December 22, 2014 3:17 PM   Subscribe

My boyfriend and I want to have some kind of restaurant journal where we can record the different items we've gotten from various restaurants and whether we liked them or not. I'm having a hard time figuring out how to make the layout. Details inside.

I've seen some samples of restaurant journals you can buy, but my problem with them is that they seem to require you to make a new entry for each restaurant. I want ours to be organized so that there is a "section" for the restaurant, and then we can add new entries every time we go to that place.

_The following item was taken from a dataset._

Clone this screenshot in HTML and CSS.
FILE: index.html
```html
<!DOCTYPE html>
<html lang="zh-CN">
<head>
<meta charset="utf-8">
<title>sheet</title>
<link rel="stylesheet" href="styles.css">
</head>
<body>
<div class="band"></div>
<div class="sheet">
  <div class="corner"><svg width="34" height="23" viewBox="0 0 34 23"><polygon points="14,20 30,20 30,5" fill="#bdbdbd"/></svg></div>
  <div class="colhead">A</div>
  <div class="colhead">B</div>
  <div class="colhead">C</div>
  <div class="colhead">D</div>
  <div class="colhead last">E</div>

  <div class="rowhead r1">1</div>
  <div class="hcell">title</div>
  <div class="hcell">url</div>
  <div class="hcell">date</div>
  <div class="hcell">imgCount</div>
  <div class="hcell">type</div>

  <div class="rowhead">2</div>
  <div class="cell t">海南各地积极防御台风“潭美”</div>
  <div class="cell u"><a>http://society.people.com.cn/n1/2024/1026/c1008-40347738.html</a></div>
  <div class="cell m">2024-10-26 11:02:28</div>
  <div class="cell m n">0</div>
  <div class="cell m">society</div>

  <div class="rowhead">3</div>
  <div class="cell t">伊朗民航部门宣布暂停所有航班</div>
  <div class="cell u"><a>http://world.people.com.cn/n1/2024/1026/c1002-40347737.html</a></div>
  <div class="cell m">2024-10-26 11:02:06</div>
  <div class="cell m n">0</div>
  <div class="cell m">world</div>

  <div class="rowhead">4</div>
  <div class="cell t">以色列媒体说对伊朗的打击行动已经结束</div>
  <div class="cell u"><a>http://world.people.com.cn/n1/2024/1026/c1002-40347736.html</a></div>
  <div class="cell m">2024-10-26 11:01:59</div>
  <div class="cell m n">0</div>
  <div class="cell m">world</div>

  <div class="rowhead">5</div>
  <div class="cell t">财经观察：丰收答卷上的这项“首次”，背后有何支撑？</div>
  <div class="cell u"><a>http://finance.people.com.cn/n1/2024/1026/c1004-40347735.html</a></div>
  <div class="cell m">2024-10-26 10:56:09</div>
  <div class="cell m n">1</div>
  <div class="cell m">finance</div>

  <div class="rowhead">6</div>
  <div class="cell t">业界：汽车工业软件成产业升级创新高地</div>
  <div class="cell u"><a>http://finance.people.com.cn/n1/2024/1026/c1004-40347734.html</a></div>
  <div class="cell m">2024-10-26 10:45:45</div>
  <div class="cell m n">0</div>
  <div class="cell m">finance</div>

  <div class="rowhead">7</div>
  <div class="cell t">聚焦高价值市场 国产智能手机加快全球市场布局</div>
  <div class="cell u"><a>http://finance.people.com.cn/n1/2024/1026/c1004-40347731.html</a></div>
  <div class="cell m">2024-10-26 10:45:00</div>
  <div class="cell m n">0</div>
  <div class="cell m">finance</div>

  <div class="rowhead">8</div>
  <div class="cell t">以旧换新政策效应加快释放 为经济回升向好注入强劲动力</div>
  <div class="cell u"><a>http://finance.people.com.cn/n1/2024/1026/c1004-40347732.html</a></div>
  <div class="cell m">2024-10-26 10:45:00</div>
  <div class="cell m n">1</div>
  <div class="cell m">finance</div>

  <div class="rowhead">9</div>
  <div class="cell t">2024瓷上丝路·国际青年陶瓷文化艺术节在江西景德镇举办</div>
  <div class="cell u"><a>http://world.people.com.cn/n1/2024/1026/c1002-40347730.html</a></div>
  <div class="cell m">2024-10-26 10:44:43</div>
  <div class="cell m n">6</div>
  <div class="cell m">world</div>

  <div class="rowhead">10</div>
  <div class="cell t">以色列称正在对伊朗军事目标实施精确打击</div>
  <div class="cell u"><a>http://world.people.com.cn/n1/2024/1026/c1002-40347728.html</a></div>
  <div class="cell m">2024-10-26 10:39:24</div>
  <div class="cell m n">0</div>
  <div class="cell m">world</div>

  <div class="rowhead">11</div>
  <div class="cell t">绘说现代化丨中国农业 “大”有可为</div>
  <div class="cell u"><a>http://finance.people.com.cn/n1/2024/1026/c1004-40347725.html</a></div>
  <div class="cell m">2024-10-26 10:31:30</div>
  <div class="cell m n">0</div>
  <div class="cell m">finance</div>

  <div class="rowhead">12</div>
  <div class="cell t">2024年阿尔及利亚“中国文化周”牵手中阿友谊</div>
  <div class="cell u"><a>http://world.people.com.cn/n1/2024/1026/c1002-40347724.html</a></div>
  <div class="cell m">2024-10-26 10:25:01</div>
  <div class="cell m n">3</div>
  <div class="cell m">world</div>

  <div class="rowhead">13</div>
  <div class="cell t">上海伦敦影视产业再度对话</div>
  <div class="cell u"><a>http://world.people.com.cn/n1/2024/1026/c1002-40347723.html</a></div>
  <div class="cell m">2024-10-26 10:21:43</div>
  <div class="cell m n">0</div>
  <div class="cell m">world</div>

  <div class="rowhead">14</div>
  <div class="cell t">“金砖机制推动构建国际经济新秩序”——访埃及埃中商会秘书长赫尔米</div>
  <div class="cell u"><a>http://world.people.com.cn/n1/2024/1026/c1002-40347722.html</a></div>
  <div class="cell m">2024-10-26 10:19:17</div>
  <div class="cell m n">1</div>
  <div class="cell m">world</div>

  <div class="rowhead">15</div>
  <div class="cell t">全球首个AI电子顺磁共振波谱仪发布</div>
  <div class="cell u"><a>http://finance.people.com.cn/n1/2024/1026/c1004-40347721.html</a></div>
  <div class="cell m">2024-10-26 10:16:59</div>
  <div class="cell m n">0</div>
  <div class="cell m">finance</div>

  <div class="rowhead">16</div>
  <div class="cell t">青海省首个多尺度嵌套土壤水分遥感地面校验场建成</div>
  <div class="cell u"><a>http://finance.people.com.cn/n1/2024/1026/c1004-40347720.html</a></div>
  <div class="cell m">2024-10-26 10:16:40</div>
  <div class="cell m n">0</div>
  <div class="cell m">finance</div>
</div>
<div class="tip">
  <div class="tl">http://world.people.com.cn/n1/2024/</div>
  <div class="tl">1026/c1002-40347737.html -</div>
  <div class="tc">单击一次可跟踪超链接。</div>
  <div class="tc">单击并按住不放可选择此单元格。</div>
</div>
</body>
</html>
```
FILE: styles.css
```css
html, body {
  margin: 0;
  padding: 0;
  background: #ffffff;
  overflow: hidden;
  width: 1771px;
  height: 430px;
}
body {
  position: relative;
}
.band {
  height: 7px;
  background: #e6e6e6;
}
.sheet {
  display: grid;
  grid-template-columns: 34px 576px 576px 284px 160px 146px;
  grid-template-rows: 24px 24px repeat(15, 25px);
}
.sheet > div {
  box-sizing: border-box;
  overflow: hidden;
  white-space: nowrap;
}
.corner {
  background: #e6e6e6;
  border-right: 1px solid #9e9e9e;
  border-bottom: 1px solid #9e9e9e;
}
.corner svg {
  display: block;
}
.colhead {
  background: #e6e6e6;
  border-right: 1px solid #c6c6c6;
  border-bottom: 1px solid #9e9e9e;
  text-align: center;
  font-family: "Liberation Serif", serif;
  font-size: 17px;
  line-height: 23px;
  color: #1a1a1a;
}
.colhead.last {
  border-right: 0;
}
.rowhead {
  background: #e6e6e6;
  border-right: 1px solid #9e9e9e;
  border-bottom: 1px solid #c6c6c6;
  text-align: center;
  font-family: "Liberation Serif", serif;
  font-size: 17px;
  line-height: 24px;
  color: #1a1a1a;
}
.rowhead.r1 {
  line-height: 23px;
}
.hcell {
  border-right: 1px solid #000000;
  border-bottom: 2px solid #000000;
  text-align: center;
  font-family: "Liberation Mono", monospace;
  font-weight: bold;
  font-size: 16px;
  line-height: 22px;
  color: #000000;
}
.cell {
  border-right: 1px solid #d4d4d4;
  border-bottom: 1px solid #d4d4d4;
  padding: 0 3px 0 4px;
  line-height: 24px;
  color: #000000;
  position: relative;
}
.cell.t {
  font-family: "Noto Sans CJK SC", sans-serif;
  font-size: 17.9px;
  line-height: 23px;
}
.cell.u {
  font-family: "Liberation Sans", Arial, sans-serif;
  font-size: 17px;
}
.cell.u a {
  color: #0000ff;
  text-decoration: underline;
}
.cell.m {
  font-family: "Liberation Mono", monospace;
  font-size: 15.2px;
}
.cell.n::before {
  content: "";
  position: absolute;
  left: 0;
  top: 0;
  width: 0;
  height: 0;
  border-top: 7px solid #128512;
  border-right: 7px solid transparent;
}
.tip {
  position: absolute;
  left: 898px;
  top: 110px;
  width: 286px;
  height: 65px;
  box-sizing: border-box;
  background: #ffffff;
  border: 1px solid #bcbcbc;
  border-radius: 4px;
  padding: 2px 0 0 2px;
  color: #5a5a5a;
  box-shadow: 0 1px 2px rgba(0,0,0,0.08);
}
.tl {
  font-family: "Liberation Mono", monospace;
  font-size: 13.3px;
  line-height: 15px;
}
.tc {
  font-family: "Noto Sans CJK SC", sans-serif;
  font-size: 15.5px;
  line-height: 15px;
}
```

My current ideas are either having a 3-ring binder with dividers for the restaurants and then adding pages of entries behind the dividers - maybe 2-3 entries per page? I'm also considering having a box like a recipe box, where there are dividers for the restaurants and then we can add index cards for entries. I want to be able to alphabetize and sort things as we go, which is also why I don't like the pre-made journals.

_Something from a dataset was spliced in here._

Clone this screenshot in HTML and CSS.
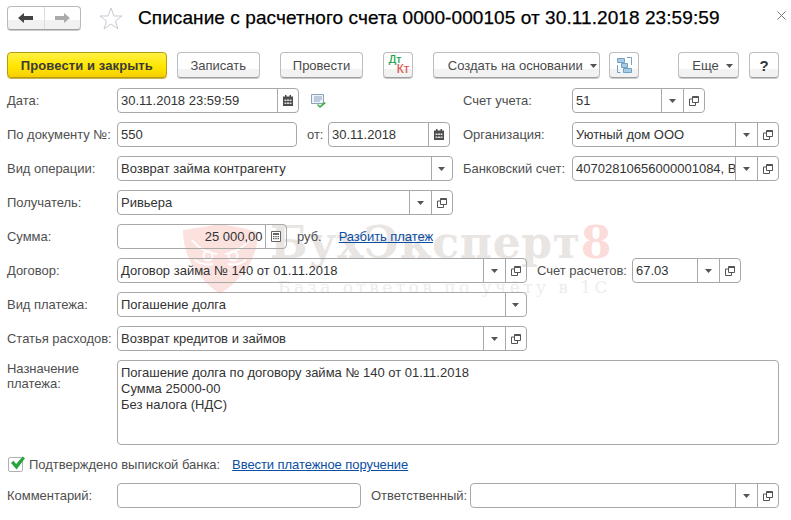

My other concern is for one-off restaurants - would they have a whole section to themselves, even though we might never go there again? But then if I make a section for one-offs, and we do end up frequenting one of those more often, I wouldn't necessarily be able to move it to its own section if there are multiple one-offs on one page.

Anyway, that was a lot of rambling - does anyone have any suggestions for putting this together that I'm not seeing? I know a digital journal would probably be the easiest thing, but we like the idea of a physical book.
posted by majesty_snowbird to Food & Drink (7 answers total) 1 user marked this as a favorite
 
Maybe consider using takeout menus (where available from the restaurants) as your dividers, with blank lined pages behind them? Then annotate menu items with like 1, 2, 3 corresponding to an entry for when you ate there? If you're item-centric, this could be a quick way to see what you haven't ordered. I used to do this on a much smaller scale with direct star annotations on a takeout menu from my favorite restaurant to keep track of what I'd tried and liked (their menu items rarely changed, though the prices did.)

Regardless, it doesn't seem like that much of a waste to have at least one page per restaurant, rather than multiple one-off restaurants per page. If you go back, you have space to add more entries on the same page. If you don't, then they're just in the book wherever they are, alphabetized or whatever.
posted by cdefgfeadgagfe at 3:46 PM on December 22, 2014


If you want it to be fancier than a three ring binder, you can get an expandable scrapbook. Or a photo album could hold 3x5 index cards, so it would be easy to move a card from the "visited once" page to it's own page. A three ring binder might hold more, though.
posted by rakaidan at 3:50 PM on December 22, 2014


What a cute idea! The recipe box idea reminds me of those office business card a-z directories, they can hold quite a few cards. Maybe colored stickies for multiple labels too. Also, Japanese stationary stores (or even grocery stores) are the best for decorative organizing scrapbooking activities.
posted by ana scoot at 3:51 PM on December 22, 2014


You can get little binders, and then use one page per visit. Little means you can take it with you.
posted by kjs4 at 3:52 PM on December 22, 2014 [1 favorite]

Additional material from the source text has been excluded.